▸ **Data section**
********
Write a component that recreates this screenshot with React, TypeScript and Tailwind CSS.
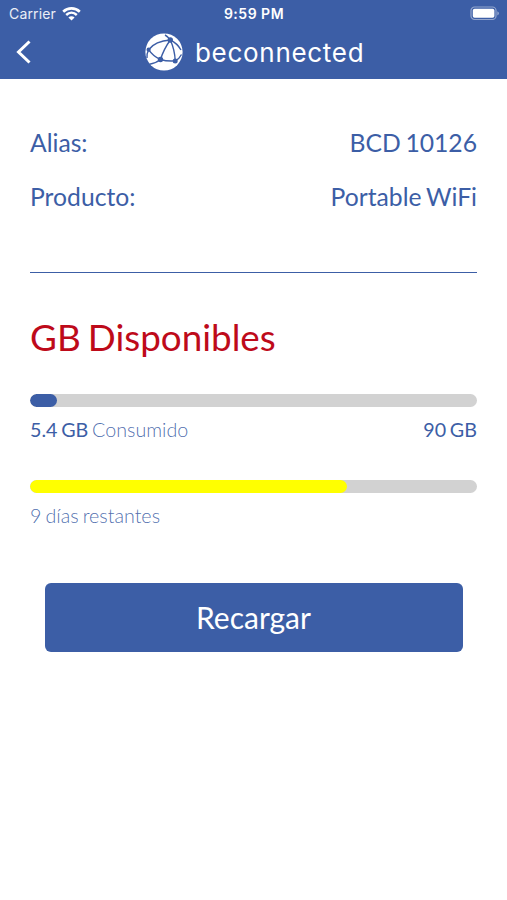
import type { ReactNode } from 'react'

function StatusBar() {
  return (
    <div className="grid h-7 grid-cols-3 items-center pl-[9px] pr-[7px] font-['Inter',sans-serif] text-white">
      <div className="flex items-center gap-[6px]">
        <span className="text-[14px] leading-none tracking-[0.15px] text-white/90">Carrier</span>
        <svg width="19" height="15" viewBox="0 0 19 15" fill="none" stroke="currentColor">
          <path d="M1.2 4.7C5.9 .3 13.1 .3 17.8 4.7" strokeWidth="2.7" />
          <path d="M4.2 8C7.3 5.1 11.7 5.1 14.8 8" strokeWidth="2.5" />
          <path d="M6.4 10.5C8.2 8.8 10.8 8.8 12.6 10.5L9.5 13.6Z" fill="currentColor" stroke="none" />
        </svg>
      </div>
      <span className="-ml-[1px] text-center text-[14px] font-semibold leading-none tracking-[0.5px]">9:59 PM</span>
      <svg className="-mt-[2px] justify-self-end" width="30" height="15" viewBox="0 0 30 15" fill="none">
        <rect x="1" y="1" width="25" height="12.5" rx="3.6" stroke="#fff" strokeOpacity=".45" strokeWidth="1.2" />
        <rect x="2.8" y="2.8" width="21.6" height="9" rx="1.8" fill="#fff" />
        <path d="M27.4 5.2C29.4 6 29.4 8.6 27.4 9.4Z" fill="#fff" fillOpacity=".5" />
      </svg>
    </div>
  )
}

function Globe() {
  return (
    <svg width="38" height="38" viewBox="0 0 38 38" fill="none">
      <circle cx="19" cy="19" r="18.6" fill="#fff" />
      <g stroke="#3c5ea6" strokeWidth="1.4">
        <path d="M20 2C22 3 24 5 25.3 7C29.5 9 33.5 12.5 36 17" />
        <path d="M25.3 7C16 7.5 8 11 3.6 16.7" />
        <path d="M25.3 7C21 13 17.5 20 15.5 26.500" />
        <path d="M25.3 7C28.5 14 30 21 30.2 27.9" />
        <path d="M3.6 16.7C6.5 21 10.5 24.5 15.5 26.5C20 27.9 25 28.3 30.2 27.9" />
        <path d="M30.2 27.9C33 26.5 35 24.5 36.5 21.5" />
        <path d="M3.6 16.7C2.2 19.5 1.6 22 2 25" />
        <path d="M15.5 26.5C12 29.2 8.500 30.8 4.5 31.2" />
      </g>
      <g fill="#3c5ea6">
        <circle cx="25.3" cy="7" r="2.7" />
        <circle cx="3.6" cy="16.7" r="2.1" />
        <circle cx="15.5" cy="26.5" r="2.7" />
        <circle cx="30.2" cy="27.9" r="2.5" />
      </g>
    </svg>
  )
}

function Header() {
  return (
    <header className="h-[79px] bg-[#3c5ea6]">
      <StatusBar />
      <div className="flex h-[48px] items-center pl-4 text-white">
        <svg width="16" height="24" viewBox="0 0 16 24" fill="none" stroke="currentColor" strokeWidth="3">
          <path d="M13.5 1.5L2.5 12L13.5 22.5" />
        </svg>
        <div className="ml-[113px] flex items-center gap-[12px]">
          <Globe />
          <span className="pt-[2px] font-['Inter',sans-serif] text-[26px] leading-none tracking-[0.7px]">beconnected</span>
        </div>
      </div>
    </header>
  )
}

function Row({ label, value }: { label: string; value: string }) {
  return (
    <div className="flex h-[54px] items-center justify-between text-[24.7px]">
      <span>{label}</span>
      <span>{value}</span>
    </div>
  )
}

function Progress({ percent, color, children }: { percent: number; color: string; children: ReactNode }) {
  return (
    <div className="h-[86px]">
      <div className="h-[13px] overflow-hidden rounded-full bg-[#d2d2d2]">
        <div className={`h-full rounded-full ${color}`} style={{ width: `${percent}%` }}></div>
      </div>
      <div className="mt-[11px] flex justify-between text-[19.7px] leading-6 [word-spacing:-1.3px]">{children}</div>
    </div>
  )
}

export default function App() {
  return (
    <div className="min-h-[900px] w-full bg-white font-['Lato',sans-serif] text-[#3c5ea6]">
      <Header />

      <main className="px-[30px] pt-[37px]">
        <section className="h-[157px] border-b border-[#3c5ea6] [word-spacing:-1.6px]">
          <Row label="Alias:" value="BCD 10126" />
          <Row label="Producto:" value="Portable WiFi" />
        </section>

        <h1 className="mt-[40px] mb-[33px] text-[36.8px] leading-[48px] text-[#be0a1a] [word-spacing:-2.3px]">GB Disponibles</h1>

        <Progress percent={6} color="bg-[#3c5ea6]">
          <span>
            5.4 GB <span className="font-light text-[#3c5ea6]/90">Consumido</span>
          </span>
          <span>90 GB</span>
        </Progress>
        <Progress percent={71} color="bg-[#ffff00]">
          <span className="font-light text-[#3c5ea6]/90">9 días restantes</span>
        </Progress>

        <div className="pl-[15px] pr-[14px] pt-[17px]">
          <button className="h-[69px] w-full rounded-[6px] bg-[#3c5ea6] pr-px text-[30px] text-white">Recargar</button>
        </div>
      </main>
    </div>
  )
}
********
▸ **What is asked**
With the pictures left out, transcribe the material exactly.

▸ **Task solution**
Write a component that recreates this screenshot with React, TypeScript and Tailwind CSS.
import type { ReactNode } from 'react'

function StatusBar() {
  return (
    <div className="grid h-7 grid-cols-3 items-center pl-[9px] pr-[7px] font-['Inter',sans-serif] text-white">
      <div className="flex items-center gap-[6px]">
        <span className="text-[14px] leading-none tracking-[0.15px] text-white/90">Carrier</span>
        <svg width="19" height="15" viewBox="0 0 19 15" fill="none" stroke="currentColor">
          <path d="M1.2 4.7C5.9 .3 13.1 .3 17.8 4.7" strokeWidth="2.7" />
          <path d="M4.2 8C7.3 5.1 11.7 5.1 14.8 8" strokeWidth="2.5" />
          <path d="M6.4 10.5C8.2 8.8 10.8 8.8 12.6 10.5L9.5 13.6Z" fill="currentColor" stroke="none" />
        </svg>
      </div>
      <span className="-ml-[1px] text-center text-[14px] font-semibold leading-none tracking-[0.5px]">9:59 PM</span>
      <svg className="-mt-[2px] justify-self-end" width="30" height="15" viewBox="0 0 30 15" fill="none">
        <rect x="1" y="1" width="25" height="12.5" rx="3.6" stroke="#fff" strokeOpacity=".45" strokeWidth="1.2" />
        <rect x="2.8" y="2.8" width="21.6" height="9" rx="1.8" fill="#fff" />
        <path d="M27.4 5.2C29.4 6 29.4 8.6 27.4 9.4Z" fill="#fff" fillOpacity=".5" />
      </svg>
    </div>
  )
}

function Globe() {
  return (
    <svg width="38" height="38" viewBox="0 0 38 38" fill="none">
      <circle cx="19" cy="19" r="18.6" fill="#fff" />
      <g stroke="#3c5ea6" strokeWidth="1.4">
        <path d="M20 2C22 3 24 5 25.3 7C29.5 9 33.5 12.5 36 17" />
        <path d="M25.3 7C16 7.5 8 11 3.6 16.7" />
        <path d="M25.3 7C21 13 17.5 20 15.5 26.500" />
        <path d="M25.3 7C28.5 14 30 21 30.2 27.9" />
        <path d="M3.6 16.7C6.5 21 10.5 24.5 15.5 26.5C20 27.9 25 28.3 30.2 27.9" />
        <path d="M30.2 27.9C33 26.5 35 24.5 36.5 21.5" />
        <path d="M3.6 16.7C2.2 19.5 1.6 22 2 25" />
        <path d="M15.5 26.5C12 29.2 8.500 30.8 4.5 31.2" />
      </g>
      <g fill="#3c5ea6">
        <circle cx="25.3" cy="7" r="2.7" />
        <circle cx="3.6" cy="16.7" r="2.1" />
        <circle cx="15.5" cy="26.5" r="2.7" />
        <circle cx="30.2" cy="27.9" r="2.5" />
      </g>
    </svg>
  )
}

function Header() {
  return (
    <header className="h-[79px] bg-[#3c5ea6]">
      <StatusBar />
      <div className="flex h-[48px] items-center pl-4 text-white">
        <svg width="16" height="24" viewBox="0 0 16 24" fill="none" stroke="currentColor" strokeWidth="3">
          <path d="M13.5 1.5L2.5 12L13.5 22.5" />
        </svg>
        <div className="ml-[113px] flex items-center gap-[12px]">
          <Globe />
          <span className="pt-[2px] font-['Inter',sans-serif] text-[26px] leading-none tracking-[0.7px]">beconnected</span>
        </div>
      </div>
    </header>
  )
}

function Row({ label, value }: { label: string; value: string }) {
  return (
    <div className="flex h-[54px] items-center justify-between text-[24.7px]">
      <span>{label}</span>
      <span>{value}</span>
    </div>
  )
}

function Progress({ percent, color, children }: { percent: number; color: string; children: ReactNode }) {
  return (
    <div className="h-[86px]">
      <div className="h-[13px] overflow-hidden rounded-full bg-[#d2d2d2]">
        <div className={`h-full rounded-full ${color}`} style={{ width: `${percent}%` }}></div>
      </div>
      <div className="mt-[11px] flex justify-between text-[19.7px] leading-6 [word-spacing:-1.3px]">{children}</div>
    </div>
  )
}

export default function App() {
  return (
    <div className="min-h-[900px] w-full bg-white font-['Lato',sans-serif] text-[#3c5ea6]">
      <Header />

      <main className="px-[30px] pt-[37px]">
        <section className="h-[157px] border-b border-[#3c5ea6] [word-spacing:-1.6px]">
          <Row label="Alias:" value="BCD 10126" />
          <Row label="Producto:" value="Portable WiFi" />
        </section>

        <h1 className="mt-[40px] mb-[33px] text-[36.8px] leading-[48px] text-[#be0a1a] [word-spacing:-2.3px]">GB Disponibles</h1>

        <Progress percent={6} color="bg-[#3c5ea6]">
          <span>
            5.4 GB <span className="font-light text-[#3c5ea6]/90">Consumido</span>
          </span>
          <span>90 GB</span>
        </Progress>
        <Progress percent={71} color="bg-[#ffff00]">
          <span className="font-light text-[#3c5ea6]/90">9 días restantes</span>
        </Progress>

        <div className="pl-[15px] pr-[14px] pt-[17px]">
          <button className="h-[69px] w-full rounded-[6px] bg-[#3c5ea6] pr-px text-[30px] text-white">Recargar</button>
        </div>
      </main>
    </div>
  )
}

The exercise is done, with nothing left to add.